Will the grownups at Williams College, the faculty charged with the education of their students that might include the possibility of death-defying notions, tell the kids that if they don’t like ideas, they don’t belong at Williams?

The committee on free speech that President Mandel formed is due to make its recommendations in about a month, said Jana Sawicki, its chairwoman and a philosophy and rhetoric professor.

Sawicki said she initially signed the faculty petition to support the Chicago principles — a no-brainer, she thought — but rescinded her name when she saw the students’ reaction.

“What needs to be bolstered here is trust in the institution, and the institution needs to deserve that,” Sawicki said.

It doesn’t look good. If the war is over, as Sachs claims, then free speech lost.

17 thoughts on “Free Speech Is “One Size Fits All”

  1. Robert

    Would it be too non-woke to suggest that students at Williams should take an economics course in order to learn that driving down the value of their already not-very-valuable liberal arts degree is a bad idea?

  2. phv3773

    Undergrads gonna undergrad. When my son was at Williams, the fight was over giving an honorary degree to Prime Minister Goh Chok-Tong of Singapore. Causes change by disputation endureth.

  3. DaveL

    Technically, the acronym for “Coalition Against Racist Education Now” would be CAREN. And she probably wants to speak with your manager.

      1. Grant

        And here I thought that you could tell a bad group (or bad law) by how labored the acronym is.

  4. CLS

    While Hanlon’s Razor generally applies in these situations, is there a point when we need to view these outrage mobs as student power grabs? Evergreen State was a prime example of the mob controlling the actions of campus administration. It’s not hard to see students who already think they’re marginalized or oppressed use that victim status as a club to get more control over colleges.
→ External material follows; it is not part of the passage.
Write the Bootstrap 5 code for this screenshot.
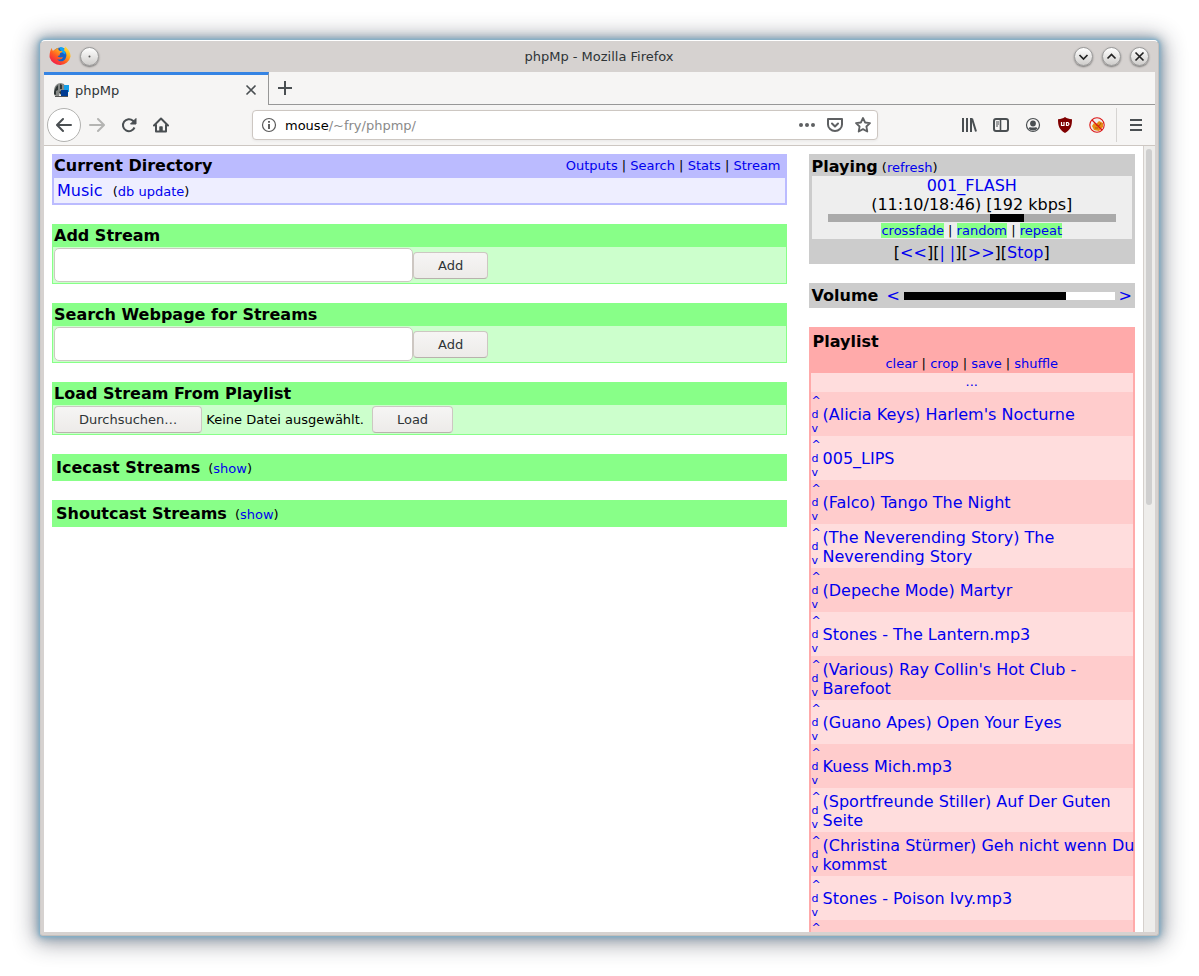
<!DOCTYPE html>
<html lang="de">
<head>
<meta charset="utf-8">
<meta name="viewport" content="width=device-width, initial-scale=1">
<title>phpMp - Mozilla Firefox</title>
<link rel="stylesheet" href="https://cdn.jsdelivr.net/npm/bootstrap@5.3.0/dist/css/bootstrap.min.css">
<style>
  :root { --frame: #d6d2d0; --chrome: #f6f5f4; --ink: #4a4f52; --gap: 19px; }
  body { background: #fff; color: #000; font: 16px/19px "DejaVu Sans", sans-serif; padding: 40px; }
  h1, h2, ol, form { margin: 0; }
  h2 { font-size: 16px; line-height: 19px; font-weight: bold; }
  .fs-note { font-size: 13px; line-height: 17px; }
  main a { color: #00e; text-decoration: none; }
  svg { display: block; flex: none; }

  /* Window frame */
  .window { height: calc(100vh - 80px); background: var(--frame); border: 1px solid #c4bfbc; border-top-color: #fff; border-left-color: #d0ccca; border-radius: 5px 5px 3px 3px; padding: 0 3px 3px;
    box-shadow: 0 0 3px 1px #7fb0cb, 0 0 9px 2px rgba(90,140,170,.6), 0 2px 22px 5px rgba(30,35,50,.45); }
  .titlebar { height: 31px; padding: 0 6px 0 5px; }
  .titlebar h1 { font-size: 13px; line-height: 17px; color: #2e3436; font-weight: normal; }
  .tb-side { width: 80px; }
  .wbtn-gap { gap: 9px; }
  .wbtn { width: 19px; height: 19px; border: 1px solid #999; border-radius: 50%; padding: 0; background: linear-gradient(#fff, #cfcdcb); box-shadow: 0 1px 2px rgba(0,0,0,.45); color: #222; }
  .tool { border: 0; background: none; padding: 0; color: var(--ink); display: grid; place-items: center; width: 32px; height: 32px; }

  /* Tabs and toolbar */
  .tabstrip { height: 33px; background: var(--chrome); color: var(--ink); }
  .tab-on { width: 225px; border-top: 3px solid #3584e4; border-right: 1px solid #979797; padding: 0 11px 0 9px; font-size: 13px; color: #2e3436; }
  .tab-rest { border-bottom: 1px solid #979797; }
  .toolbar { height: 41px; background: var(--chrome); border-bottom: 1px solid #cdc7c2; padding: 0 3px; }
  .back { width: 34px; height: 34px; border: 1px solid #b2b2b0; border-radius: 50%; background: #fff; }
  .urlbar { height: 30px; margin: 0 75px; background: #fff; border: 1px solid #cdc7c2; border-radius: 4px; padding: 0 6px 0 8px; box-shadow: 0 1px 3px rgba(0,0,0,.06); font-size: 13px; }
  .url-path { color: #8a8a8a; }
  .url-icons { gap: 12px; }
  .menu-sep { border-left: 1px solid #d6d4d2; height: 34px; padding-left: 3px; margin-left: 3px; }

  /* Page */
  .viewport { background: #fff; min-height: 0; }
  .page-grid { display: grid; grid-template-columns: minmax(0, 9fr) minmax(0, 4fr); gap: 22px; padding: 8px; align-items: start; }
  .stack { display: grid; gap: var(--gap); }
  .scroll { width: 12px; background: #eeedeb; border-left: 1px solid #d5d0cc; padding: 3px 3px 3px 2px; }
  .thumb { width: 6px; height: 356px; border-radius: 3px; background: #cfcfcf; }

  .dir { background: #eef; border: 2px solid #bbf; }
  .dir header { background: #bbf; height: 22px; padding-right: 4px; }
  .dir header .fs-note { line-height: 19px; }
  .dir-body { height: 25px; padding: 3px; }
  .stream { background: #cfc; border: 1px solid #8f8; }
  .stream header { background: #8f8; height: 22px; padding: 1px; }
  .stream form { padding: 1px; }
  .folded { background: #8f8; height: 27px; padding: 4px; }
  .url-input { width: 359px; max-width: 70%; height: 34px; border: 1px solid #cdc7c2; border-radius: 5px; padding: 4px 8px; }
  .push { height: 27px; border: 1px solid #cdc7c2; border-bottom-color: #b8b2ad; border-radius: 4px; background: linear-gradient(#f6f5f4, #edebe9); color: #2e3436; font-size: 13px; line-height: 17px; padding: 4px 24px; }

  .grey { background: #ccc; }
  .now { padding: 3px 3px 2px; }
  .now-box { background: #eee; }
  .seek { width: 90%; height: 8px; background: #aaa; border-radius: 0; margin: 0 auto; }
  .volbar { height: 8px; background: #fff; border-radius: 0; }
  .on { background: #8f8; }
  .controls { padding: 4px 0 0; }
  .volume { height: 25px; padding: 3px; }
  .playlist { border: 2px solid #faa; background: #faa; }
  .playlist header { height: 44px; padding: 3px 2px 0; }
  .pl-more { background: #fdd; height: 19px; }
  .track { min-height: 44px; background: #fdd; padding: 1px 0 0 1px; }
  .track:nth-child(odd) { background: #fcc; }
  .track-ops { flex: none; width: 11px; font-size: 11px; line-height: 14px; }
  .track-name { margin-right: -3px; }
</style>
<script src="https://cdn.jsdelivr.net/npm/bootstrap@5.3.0/dist/js/bootstrap.bundle.min.js"></script>
</head>
<body>
<div class="window d-flex flex-column">

  <div class="titlebar flex-shrink-0 d-flex align-items-center justify-content-between">
    <div class="tb-side d-flex align-items-center gap-2">
      <svg width="23" height="23" viewBox="0 0 24 24">
        <defs><linearGradient id="fox" x1="1" y1="0" x2=".2" y2="1"><stop offset="0" stop-color="#fff44f"/><stop offset=".35" stop-color="#ffb11f"/><stop offset=".65" stop-color="#ff5a22"/><stop offset="1" stop-color="#f0144f"/></linearGradient></defs>
        <circle cx="12" cy="11" r="8.500" fill="#1660c8"/>
        <path d="M12 2c4 0 6 4 5 8l-3-2-3-4z" fill="#10a5f5"/>
        <path fill="url(#fox)" d="M3 3c0 1 .3 2 1 3l2-1c1-1 2-2 4-2-.6 1-.4 2 1 3l3 .6c0 1.300-1.500 1.400-2.500 1.900l-.5 2.500-2 .5c1 2 4 1.500 5.500 1-1 3-4 3-6 2 2 4 7.500 3 9-1 1.500-3 .5-6-2-8l1.500-4c3 3 5.500 6 5.500 10.500A11.300 11.300 0 0 1 .7 13C.5 10 1 5 3 3z"/>
      </svg>
      <button class="wbtn d-grid" aria-label="Fenstermenü"><svg width="17" height="17"><circle cx="8.500" cy="8.500" r="1" fill="#555"/></svg></button>
    </div>
    <h1>phpMp - Mozilla Firefox</h1>
    <div class="tb-side wbtn-gap d-flex justify-content-end">
      <button class="wbtn d-grid" aria-label="Minimieren"><svg width="17" height="17" fill="none" stroke="#222" stroke-width="1.700"><path d="M4.500 7l4 4 4-4"/></svg></button>
      <button class="wbtn d-grid" aria-label="Maximieren"><svg width="17" height="17" fill="none" stroke="#222" stroke-width="1.700"><path d="M4.500 10.500l4-4 4 4"/></svg></button>
      <button class="wbtn d-grid" aria-label="Schließen"><svg width="17" height="17" fill="none" stroke="#222" stroke-width="1.700"><path d="M4.500 4.500l8 8m0-8l-8 8"/></svg></button>
    </div>
  </div>

  <div class="tabstrip flex-shrink-0 d-flex">
    <div class="tab-on d-flex align-items-center">
      <svg class="me-1" width="18" height="16" viewBox="0 0 18 16"><path d="M1 13V9C1 4 4 1 8 1l3 1 1 3v8H9l-2-3-1 4H3z" fill="#858886"/><path d="M1 10l2-5 2-2v5l-2 1v4l-2-1zM7 2l2 1v4H7zM6 10l2-1v4z" fill="#2f3636"/><path d="M11 3h5v7h-5z" fill="#159fe8"/><path d="M8 8h7v6H8z" fill="#003b91"/><path d="M2 14.500h13" stroke="#555"/></svg>
      <span class="flex-grow-1">phpMp</span>
      <button class="tool w-auto" aria-label="Tab schließen"><svg width="12" height="12" stroke="currentColor" stroke-width="1.600"><path d="M1.500 1.500l9 9m0-9l-9 9"/></svg></button>
    </div>
    <div class="tab-rest flex-grow-1 d-flex align-items-center"><button class="tool" aria-label="Neuer Tab"><svg width="14" height="14" stroke="currentColor" stroke-width="2"><path d="M7 0v14M0 7h14"/></svg></button></div>
  </div>

  <nav class="toolbar flex-shrink-0 d-flex align-items-center" aria-label="Navigation">
    <button class="tool back" aria-label="Zurück"><svg width="16" height="16" fill="none" stroke="currentColor" stroke-width="2" stroke-linecap="round" stroke-linejoin="round"><path d="M15 8H1.500M7 2L1 8l6 6"/></svg></button>
    <button class="tool" aria-label="Vor"><svg width="16" height="16" fill="none" stroke="#b4b4b2" stroke-width="2" stroke-linecap="round" stroke-linejoin="round"><path d="M1 8h13.500M9 2l6 6-6 6"/></svg></button>
    <button class="tool" aria-label="Neu laden"><svg width="16" height="16" fill="none" stroke="currentColor" stroke-width="2"><path d="M13.500 10.500A6 6 0 1 1 12 3.700l1.500 2"/><path d="M15 1.500V7H9.500z" fill="currentColor" stroke-width="1" stroke-linejoin="round"/></svg></button>
    <button class="tool" aria-label="Startseite"><svg width="16" height="16" fill="none" stroke="currentColor" stroke-width="2" stroke-linecap="round" stroke-linejoin="round"><path d="M1 8.500L8 1.500l7 7M3 8v6.500h10V8"/><path d="M7 14v-4h2v4z" fill="currentColor" stroke-width="1.500"/></svg></button>
    <div class="urlbar d-flex align-items-center flex-grow-1">
      <svg width="16" height="16" fill="none" stroke="#5a5a5a"><circle cx="8" cy="8" r="6.500" stroke-width="1.200"/><path d="M8 7v5M8 4v1.800" stroke-width="1.900"/></svg>
      <span class="flex-grow-1 ps-2">mouse<span class="url-path">/~fry/phpmp/</span></span>
      <div class="url-icons d-flex align-items-center">
        <svg width="16" height="16" fill="#5e6062"><circle cx="2" cy="8" r="2"/><circle cx="8" cy="8" r="2"/><circle cx="14" cy="8" r="2"/></svg>
        <svg width="16" height="16" fill="none" stroke="#5e6062" stroke-width="2" stroke-linecap="round" stroke-linejoin="round"><path d="M1 2h14v5.500a7 6.500 0 0 1-14 0zM5 6.500l3 3 3-3"/></svg>
        <svg width="16" height="16" fill="none" stroke="#5e6062" stroke-width="1.800" stroke-linejoin="round"><path d="M8 1l2.100 4.500 4.900.6-3.600 3.400.9 5L8 12.100 3.700 14.500l.9-5L1 6.100l4.900-.6z"/></svg>
      </div>
    </div>
    <button class="tool" aria-label="Bibliothek"><svg width="16" height="16" stroke="currentColor" stroke-width="2"><path d="M2 1v14M6 1v14M10 1v14M11 1.500l4 13"/></svg></button>
    <button class="tool" aria-label="Seitenleiste"><svg width="16" height="16" fill="none" stroke="currentColor"><rect x="1" y="2" width="14" height="12" rx="2" stroke-width="2"/><path d="M7.500 2v12" stroke-width="1.600"/><path d="M3 5h3M3 7h3M3 9h2"/></svg></button>
    <button class="tool" aria-label="Konto"><svg width="16" height="16" fill="currentColor"><circle cx="8" cy="8" r="6.500" fill="none" stroke="currentColor" stroke-width="1.200"/><circle cx="8" cy="6.500" r="2.900"/><path d="M3.500 11.500c1-2 2.500-1 4.500-1s3.500-1 4.500 1A5.500 5.500 0 0 1 8 13.600a5.500 5.500 0 0 1-4.500-2.100z"/></svg></button>
    <button class="tool" aria-label="uBlock"><svg width="16" height="16"><path d="M8 0c2 1.500 4 2 7 2.300C15 9 14 12.500 8 16 2 12.500 1 9 1 2.300 4 2 6 1.500 8 0z" fill="#800000"/><path d="M4.500 5v3.500h2.500V5M9.500 5.500v3h1.500l1-1.500-1-1.500z" fill="none" stroke="#fff" stroke-width="1.200"/></svg></button>
    <button class="tool" aria-label="Cookies blockieren"><svg width="16" height="16"><circle cx="8" cy="8" r="6.600" fill="#eee"/><path d="M3 9l2-3 2 1 3-3 4 2v4l-4 4-5-1z" fill="#e88a14"/><path d="M7 8l3 1 2-3M6 11h3" stroke="#a85b08" fill="none"/><circle cx="8" cy="8" r="7.200" fill="none" stroke="#dc1414" stroke-width="1.100"/><path d="M3 3l10 10" stroke="#dc1414" stroke-width="1.200"/></svg></button>
    <div class="menu-sep d-flex align-items-center"><button class="tool" aria-label="Menü"><svg width="12" height="12" stroke="currentColor" stroke-width="2"><path d="M0 1h12M0 6h12M0 11h12"/></svg></button></div>
  </nav>

  <div class="viewport d-flex flex-grow-1 overflow-hidden">
    <main class="page-grid flex-grow-1">
      <div class="stack">
        <section class="dir">
          <header class="d-flex justify-content-between">
            <h2>Current Directory</h2>
            <div class="fs-note"><a href="#">Outputs</a> | <a href="#">Search</a> | <a href="#">Stats</a> | <a href="#">Stream</a></div>
          </header>
          <div class="dir-body"><a href="#">Music</a>&nbsp; <span class="fs-note">(<a href="#">db update</a>)</span></div>
        </section>

        <section class="stream">
          <header><h2><label for="stream-url">Add Stream</label></h2></header>
          <form class="d-flex align-items-center"><input id="stream-url" class="url-input" type="text"><button class="push" type="button">Add</button></form>
        </section>

        <section class="stream">
          <header><h2><label for="page-url">Search Webpage for Streams</label></h2></header>
          <form class="d-flex align-items-center"><input id="page-url" class="url-input" type="text"><button class="push" type="button">Add</button></form>
        </section>

        <section class="stream">
          <header><h2>Load Stream From Playlist</h2></header>
          <form class="d-flex align-items-center fs-note">
            <label class="push" for="playlist-file">Durchsuchen…</label>
            <input class="visually-hidden" id="playlist-file" type="file">
            <span class="ms-1 me-2">Keine Datei ausgewählt.</span>
            <button class="push" type="button">Load</button>
          </form>
        </section>

        <section class="folded d-flex"><h2>Icecast Streams</h2><span class="fs-note ps-1 pt-1 lh-1 ms-1">(<a href="#">show</a>)</span></section>
        <section class="folded d-flex"><h2>Shoutcast Streams</h2><span class="fs-note ps-1 pt-1 lh-1 ms-1">(<a href="#">show</a>)</span></section>
      </div>

      <div class="stack">
        <section class="grey now">
          <header class="d-flex gap-1 align-items-baseline"><h2>Playing</h2><span class="fs-note">(<a href="#">refresh</a>)</span></header>
          <div class="now-box text-center">
            <div><a href="#">001_FLASH</a></div>
            <div>(11:10/18:46) [192 kbps]</div>
            <div class="progress seek" role="progressbar" aria-label="Position"><div class="bg-black" style="margin-left:56.25%;width:12%"></div></div>
            <div class="fs-note"><a class="on" href="#">crossfade</a> | <a class="on" href="#">random</a> | <a class="on" href="#">repeat</a></div>
          </div>
          <div class="controls text-center">[<a href="#">&lt;&lt;</a>][<a href="#">| |</a>][<a href="#">&gt;&gt;</a>][<a href="#">Stop</a>]</div>
        </section>

        <section class="grey volume d-flex align-items-center">
          <h2 class="me-2">Volume</h2>
          <a href="#">&lt;</a>
          <div class="progress volbar flex-grow-1 mx-1" role="progressbar" aria-label="Volume"><div class="bg-black" style="width:77%"></div></div>
          <a href="#">&gt;</a>
        </section>

        <section class="playlist">
          <header>
            <h2>Playlist</h2>
            <div class="fs-note text-center pt-1"><a href="#">clear</a> | <a href="#">crop</a> | <a href="#">save</a> | <a href="#">shuffle</a></div>
          </header>
          <div class="pl-more fs-note text-center"><a href="#">...</a></div>
          <ol class="list-unstyled" id="tracks"></ol>
        </section>
      </div>
    </main>
    <div class="scroll"><div class="thumb"></div></div>
  </div>
</div>
<script>
  const tracks = ["(Alicia Keys) Harlem's Nocturne", "005_LIPS", "(Falco) Tango The Night", "(The Neverending Story) The Neverending Story", "(Depeche Mode) Martyr", "Stones - The Lantern.mp3", "(Various) Ray Collin's Hot Club - Barefoot", "(Guano Apes) Open Your Eyes", "Kuess Mich.mp3", "(Sportfreunde Stiller) Auf Der Guten Seite", "(Christina Stürmer) Geh nicht wenn Du kommst", "Stones - Poison Ivy.mp3"];
  const row = (ops, name, align) =>
    `<li class="track d-flex align-items-${align}"><div class="track-ops d-flex flex-column">${ops.map(o => `<a href="#">${o}</a>`).join("")}</div><a class="track-name" href="#">${name}</a></li>`;
  document.getElementById("tracks").innerHTML =
    tracks.map(t => row(["^", "d", "v"], t, "center")).join("") + row(["^"], "", "start");
</script>
</body>
</html>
    Regardless, I don’t think the fight for free speech is over just yet. CARE Now is one of the stupidest acronyms I’ve seen in ages. Anyone could come up with better activist group names in a matter of hours.

  5. C. Dove

    Having attended Eugene Lang College in the mid-90s, I can attest that the seeds of the Great Awokening go back much farther than 2014.

    What we have here is more than a failure to communicate but the failure to teach (and grasp) critical thinking.

    https://youtu.be/452XjnaHr1A

  6. LocoYokel

    Am I the only one who thinks these episodes are the perfect opportunity for teaching the value of free speech?

    As in “Ok we agree, there will now be limits on free speech here, starting with yours. Sit down and shut up or you will be expelled and a notation placed in your records. Proctors, remove and get IDs from those who disobey.”

    Maybe it’s just that I’m an old (but not so much as our host), reactionary shitlord, but it seems that a few episodes of this and they may start to get the idea.

    1. Dan

      As an old boss of mine liked to say, “shoot the first one, the rest will fall in line.” But the faculties have for so long abdicated their responsibility to be the adults in the room, that I’m not sure they know how any more.